Wow...PC said something positive about Murray Rothbard.....must be glitch in the matrix.

Peter Cresswell said...

If you'd been reading more regularly you'd have seen me say several positive things about Rothbard's economics, in amongst the many negatives about his politics.

You need to check your premises. ;)

Unknown said...

As you will see from my IP address, I read almost religiously every day...The subtlety of your differentiation between his politics and economics must have escaped me....and other than your dogmatic dislike for Rothbard, I tend to agree 100% with what you say....In fact, due to your blog, I will now probably vote Libnz rather than not voting at all...

Peter Cresswell said...

Good man. :-)

Anonymous said...

PJ, I think that you should vote ACT. ACT's policies are similar to the Libz, but a vote for the Libz is a waste, since they can't make get 1000 people to vote for them in the last election.

Give ACT your party vote.

Anonymous said...

Rico

A vote for ACT is a waste.

There are plenty of people who voted for them in the last several elections.
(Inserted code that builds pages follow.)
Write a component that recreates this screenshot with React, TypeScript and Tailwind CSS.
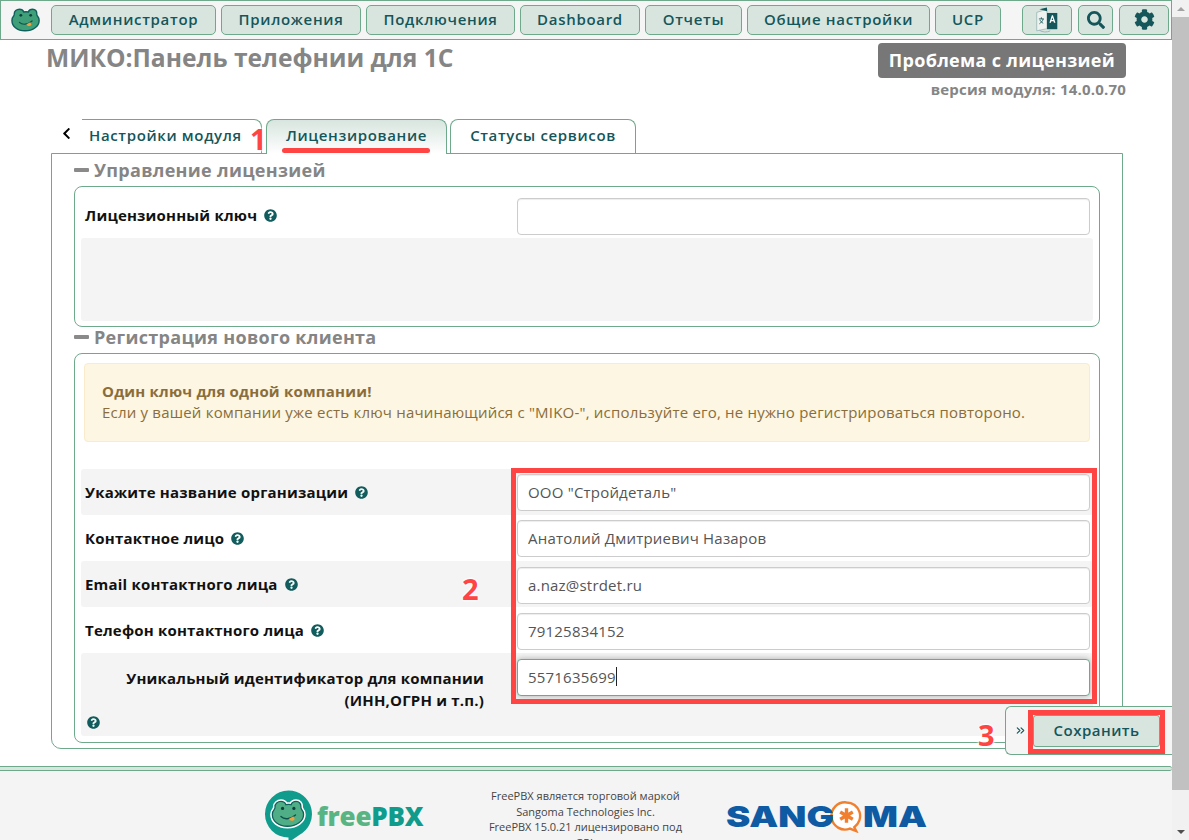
import { FaQuestionCircle, FaSearch, FaCog, FaChevronLeft } from "react-icons/fa";
import { ChevronsRight } from "lucide-react";

const FONT = "[font-family:'Open_Sans','Noto_Sans',sans-serif]";
const FROG = "M8 1.500c2.600 0 4 1.400 4.600 3 1.600-.3 3.200-.3 4.800 0 .6-1.600 2-3 4.600-3 3 0 4.700 2.200 4.500 5-.1 1 .1 1.600.7 2.300 1.200 1.400 1.800 3 1.800 4.700 0 6-6.300 11-15 11S0 19.500 0 13.500c0-1.700.6-3.300 1.800-4.700.6-.7.8-1.300.7-2.300C2.300 3.700 5 1.500 8 1.500z";

function FrogFace() {
  return (
    <>
      <circle cx="9.500" cy="8" r="1.500" fill="#0f3f3c" />
      <circle cx="20" cy="8" r="1.500" fill="#0f3f3c" />
      <path d="M8 15.500c3 3 8.500 2.800 13.500-1.500" fill="none" stroke="#0f4f4c" strokeWidth="1.300" strokeLinecap="round" />
      <path d="M15.500 17.500l4-2.200 1.300 2.500c-1 2-4 2.500-5.300-.3z" fill="#f0a03c" />
    </>
  );
}

function Frog({ className }: { className?: string }) {
  return (
    <svg viewBox="-1 0 32 26" className={className}>
      <path d={FROG} fill="#3f9f78" stroke="#0f5f5c" strokeWidth="1.500" />
      <FrogFace />
    </svg>
  );
}

function Help({ className = "" }: { className?: string }) {
  return <FaQuestionCircle className={`text-[#115c5c] text-[13px] ${className}`} />;
}

function NavBtn({ label, w }: { label: string; w: string }) {
  return (
    <button className={`${w} h-[30px] rounded-[5px] border border-[#6fa98c] bg-[#d8e5df] text-[#14565a] text-[15px] font-semibold tracking-[0.7px] flex items-center justify-center shrink-0`}>
      {label}
    </button>
  );
}

function IconBtn({ w, children }: { w: string; children: React.ReactNode }) {
  return (
    <button className={`${w} h-[30px] rounded-[5px] border border-[#6fa98c] bg-[#d8e5df] text-[#14565a] flex items-center justify-center shrink-0`}>
      {children}
    </button>
  );
}

function Legend({ children }: { children: React.ReactNode }) {
  return (
    <div className="h-[26px] flex items-center pb-[6px]">
      <span className="w-[15px] h-[4px] rounded-[1px] bg-[#8a8a8a] mr-[5px]" />
      <span className="text-[#858585] text-[18px] font-bold tracking-[0.3px] leading-none">{children}</span>
    </div>
  );
}

function Field({ value, focused, caret }: { value: string; focused?: boolean; caret?: boolean }) {
  return (
    <div className="relative w-[573px]">
      <input
        readOnly
        value={value}
        className={`w-full h-[37px] rounded-[4px] border bg-white px-[10px] pb-[2px] text-[15px] tracking-[0.2px] text-[#555] outline-none ${
          focused ? "border-[#6fa98c] shadow-[0_0_6px_rgba(0,0,0,0.3)]" : "border-[#ccc] shadow-[inset_0_1px_1px_rgba(0,0,0,0.075)]"
        }`}
      />
      {caret && <span className="absolute left-[99px] top-[8px] h-[19px] w-px bg-[#222]" />}
    </div>
  );
}

function FormRow({ label, value, gray, pt, labelH }: { label: string; value: string; gray?: boolean; pt: string; labelH: string }) {
  return (
    <div className={`flex h-[46px] rounded-[3px] ${pt} ${gray ? "bg-[#f4f4f4]" : ""}`}>
      <div className={`w-[436px] pl-[4px] flex items-center gap-[7px] ${labelH} text-[15px] font-bold tracking-[0.2px] text-[#111]`}>
        <span>{label}</span>
        <Help />
      </div>
      <Field value={value} />
    </div>
  );
}

function Digit({ children, className }: { children: React.ReactNode; className: string }) {
  return (
    <span className={`absolute z-20 text-[#ff4444] font-bold text-[29px] leading-none [text-shadow:0_0_3px_#fff,0_0_3px_#fff,0_0_3px_#fff] ${className}`}>
      {children}
    </span>
  );
}

export default function App() {
  return (
    <div className={`relative w-[1189px] h-[840px] overflow-hidden bg-white flex ${FONT}`}>
      <div className="w-[1172px] h-full flex flex-col shrink-0">
        {/* navbar */}
        <nav className="h-[40px] shrink-0 border border-[#6fa98c] bg-[#f5f5f5] flex items-center pl-[10px] pb-px">
          <Frog className="w-[30px] h-[26px] mr-[10px] shrink-0" />
          <div className="flex gap-[5px]">
            <NavBtn label="Администратор" w="w-[165px]" />
            <NavBtn label="Приложения" w="w-[140px]" />
            <NavBtn label="Подключения" w="w-[149px]" />
            <NavBtn label="Dashboard" w="w-[120px]" />
            <NavBtn label="Отчеты" w="w-[97px]" />
            <NavBtn label="Общие настройки" w="w-[183px]" />
            <NavBtn label="UCP" w="w-[66px]" />
          </div>
          <div className="flex gap-[6px] ml-[21px]">
            <IconBtn w="w-[50px]">
              <svg viewBox="0 0 24 24" className="w-[26px] h-[26px]">
                <path d="M2.500 5l9.500-3v18l-9.500 2z" fill="#eef3f0" stroke="#8aa" strokeWidth=".6" />
                <path d="M5 2l7 2V.500z" fill="#14565a" />
                <path d="M12 5.500h9.500v15H12z" fill="#14565a" />
                <path d="M16.500 7.500l-2.300 7h1.400l.4-1.300h2l.4 1.300h1.400l-2.300-7zm.5 2.200l.7 2.300h-1.400z" fill="#fff" />
                <path d="M4.500 11h4.500M6.800 9.500v1.500M5 15.500c1.500-1 3-2.500 3.500-4.500M5.500 12c.6 1.200 1.500 2.200 3 3" fill="none" stroke="#14565a" strokeWidth=".8" />
                <path d="M5 21.500c3 2 7 2 10 .5" fill="none" stroke="#9ab" strokeWidth=".8" />
              </svg>
            </IconBtn>
            <IconBtn w="w-[35px]"><FaSearch className="text-[18px]" /></IconBtn>
            <IconBtn w="w-[50px]"><FaCog className="text-[21px]" /></IconBtn>
          </div>
        </nav>

        {/* page header */}
        <header className="h-[79px] shrink-0 pl-[46px] pr-[46px] pt-[3px] flex justify-between">
          <h1 className="text-[24.600px] font-bold leading-[30px] text-[#858585]">МИКО:Панель телефнии для 1С</h1>
          <div className="flex flex-col items-end">
            <div className="h-[35px] px-[11px] rounded-[4px] bg-[#777] text-white text-[18px] font-bold flex items-center tracking-[0.3px]">Проблема с лицензией</div>
            <div className="mt-[1px] text-[15px] font-bold tracking-[0.2px] text-[#858585] leading-[20px]">версия модуля: 14.0.0.70</div>
          </div>
        </header>

        {/* tabs */}
        <div className="relative z-10 h-[35px] -mb-px shrink-0 flex ml-[60px] text-[#14565a] text-[15px] font-semibold tracking-[0.65px]">
          <div className="w-[22px] flex items-start pt-[8px]"><FaChevronLeft className="text-[13px] text-black" /></div>
          <div className="w-[180px] h-[34px] border-t border-r border-[#6fa98c] rounded-tr-[8px] flex items-center pl-[7px] pb-[2px]">Настройки модуля</div>
          <div className="ml-[4px] w-[181px] h-[35px] border border-b-0 border-[#6fa98c] rounded-t-[8px] bg-gradient-to-b from-[#d8e5df] to-white flex items-center justify-center pb-[3px]">Лицензирование</div>
          <div className="ml-[3px] w-[186px] h-[34px] border border-b-0 border-[#6fa98c] rounded-t-[8px] flex items-center justify-center pb-[2px]">Статусы сервисов</div>
        </div>

        {/* panel */}
        <main className="ml-[51px] w-[1072px] h-[596px] shrink-0 border border-[#6fa98c] rounded-b-[10px] px-[22px] pt-[6px]">
          <Legend>Управление лицензией</Legend>
          <section className="h-[141px] border border-[#6fa98c] rounded-[8px] px-[6px] pt-[11px]">
            <div className="flex">
              <div className="w-[436px] pl-[4px] h-[35px] flex items-center gap-[7px] text-[15px] font-bold tracking-[0.2px] text-[#111]">
                <span>Лицензионный ключ</span>
                <Help />
              </div>
              <Field value="" />
            </div>
            <div className="mt-[3px] h-[83px] bg-[#f4f4f4] rounded-[3px]" />
          </section>
          <Legend>Регистрация нового клиента</Legend>
          <section className="h-[390px] border border-[#6fa98c] rounded-[8px] px-[6px] pt-[9px]">
            <div className="mx-[3px] h-[79px] rounded-[4px] border border-[#faebcc] bg-[#fcf6e2] px-[17px] pb-[2px] flex flex-col justify-center text-[15px] tracking-[0.2px] leading-[21px] text-[#8a6d3b]">
              <b className="font-bold">Один ключ для одной компании!</b>
              <span>Если у вашей компании уже есть ключ начинающийся с "MIKO-", используйте его, не нужно регистрироваться повтороно.</span>
            </div>
            <div className="mt-[27px]">
              <FormRow gray pt="pt-[5px]" labelH="h-[37px]" label="Укажите название организации" value='ООО "Стройдеталь"' />
              <FormRow pt="pt-[5px]" labelH="h-[37px]" label="Контактное лицо" value="Анатолий Дмитриевич Назаров" />
              <FormRow gray pt="pt-[6px]" labelH="h-[35px]" label="Email контактного лица" value="a.naz@strdet.ru" />
              <FormRow pt="pt-[6px]" labelH="h-[35px]" label="Телефон контактного лица" value="79125834152" />
              <div className="flex h-[83px] rounded-[3px] bg-[#f4f4f4] pt-[6px]">
                <div className="w-[436px] text-[15px] font-bold tracking-[0.2px] text-[#111] leading-[22px]">
                  <div className="text-right pr-[33px] pt-[8px]">Уникальный идентификатор для компании<br />(ИНН,ОГРН и т.п.)</div>
                  <Help className="ml-[6px] mt-[5px]" />
                </div>
                <Field value="5571635699" focused caret />
              </div>
            </div>
          </section>
        </main>

        {/* footer */}
        <div className="mt-[17px] h-[5px] shrink-0 border-y border-[#6fa98c] bg-[#d8e5df] rounded-r-[3px]" />
        <footer className="flex-1 bg-[#f4f4f4] flex overflow-hidden">
          <div className="ml-[264px] mt-[19px] flex items-start">
            <svg viewBox="0 0 50 54" className="w-[49px] h-[53px] shrink-0">
              <path d="M25 .500a24 24 0 0 1 11 45.300L25 53.500V48.500A24 24 0 0 1 25 .500z" fill="#0f9c8c" />
              <g transform="translate(8.500 10) scale(1.100)">
                <path d={FROG} fill="#fff" stroke="#fff" strokeWidth="4" />
                <path d={FROG} fill="#4fae85" stroke="#0f5f5c" strokeWidth="1.200" />
                <FrogFace />
              </g>
            </svg>
            <div className="ml-[4px] mt-[9px] text-[26px] leading-[34px] font-extrabold tracking-[-0.2px]">
              <span className="text-[#58b583]">free</span><span className="text-[#0f9c8c]">PBX</span>
            </div>
          </div>
          <div className="ml-[59px] w-[206px] mt-[17px] text-center text-[11px] leading-[15.500px] text-[#444]">
            <div>FreePBX является торговой маркой</div>
            <div>Sangoma Technologies Inc.</div>
            <div>FreePBX 15.0.21 лицензировано под</div>
            <div>GPL</div>
          </div>
          <div className="ml-[38px] mt-[29px] h-[33px] flex items-center text-[#0e5ba4] text-[29px] leading-none font-black [font-family:Inter,sans-serif]">
            <span className="block w-[104px] origin-left scale-x-[1.260] whitespace-nowrap">SANG</span>
            <svg viewBox="0 0 34 34" className="w-[33px] h-[33px] shrink-0">
              <path d="M17 2.500a14 14 0 0 1 8 25.500l2 4-6.500-2.500A14 14 0 1 1 17 2.500z" fill="#fff" stroke="#f08030" strokeWidth="2.500" />
              <path d="M17 8.500v15M10.500 12.300l13 7.500M23.500 12.300l-13 7.500" stroke="#f08030" strokeWidth="3.500" />
            </svg>
            <span className="block w-[60px] origin-left scale-x-[1.260] whitespace-nowrap">MA</span>
          </div>
        </footer>
      </div>

      {/* browser scrollbar */}
      <div className="w-[17px] h-full bg-[#f1f1f1] flex flex-col items-center shrink-0">
        <div className="h-[17px] flex items-center justify-center">
          <span className="w-0 h-0 border-x-[4px] border-x-transparent border-b-[4px] border-b-[#a3a3a3]" />
        </div>
        <div className="w-full h-[773px] bg-[#c1c1c1]" />
        <div className="flex-1" />
        <div className="h-[17px] flex items-center justify-center">
          <span className="w-0 h-0 border-x-[4px] border-x-transparent border-t-[4px] border-t-[#505050]" />
        </div>
      </div>

      {/* floating save bar */}
      <div className="absolute left-[1005px] top-[706px] w-[167px] h-[49px] border border-r-0 border-[#6fa98c] rounded-l-[6px] bg-[#f5f5f5] flex items-center pl-[8px]">
        <ChevronsRight size={13} strokeWidth={2} className="text-[#14565a]" />
        <button className="ml-[6px] w-[127px] h-[32px] rounded-[3px] border border-[#6fa98c] bg-[#d8e5df] text-[#14565a] text-[15px] font-semibold tracking-[0.5px]">Сохранить</button>
      </div>

      {/* annotations */}
      <span className="absolute z-20 left-[282px] top-[148px] w-[148px] h-[5px] rounded-full bg-[#ff4444]" />
      <div className="absolute z-20 left-[511px] top-[468px] w-[586px] h-[236px] border-[5px] border-[#ff4444]" />
      <div className="absolute z-20 left-[1028px] top-[710px] w-[137px] h-[44px] border-[5px] border-[#ff4444]" />
      <Digit className="left-[250px] top-[124px]">1</Digit>
      <Digit className="left-[462px] top-[574px]">2</Digit>
      <Digit className="left-[978px] top-[720px]">3</Digit>
    </div>
  );
}
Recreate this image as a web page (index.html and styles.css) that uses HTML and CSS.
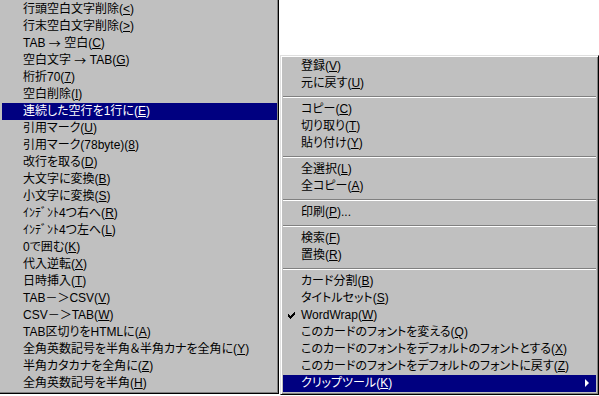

ACT got seats in parliament and what did they achieve with those? Well, not much change- not much of anything really (although there was some guy who did some dancing and dropped his partner and there was something about losing weight and going swimming and stuff like that- they may have written it up in the Women's Weekly...). Banal and disappointing stuff. No substance. Nothing of principle.

The trouble with your advice to PJ is that if people were to keep voting for the same old BS outfits (with their empty promises, berift of ideas, lacking morality and decent principle), then nothing will alter. Such votes truely are wasted.

Why compromise yourself by voting for a lie? PJ is better off voting for someone who is making a difference- whether in parliament or not. That aint ACT.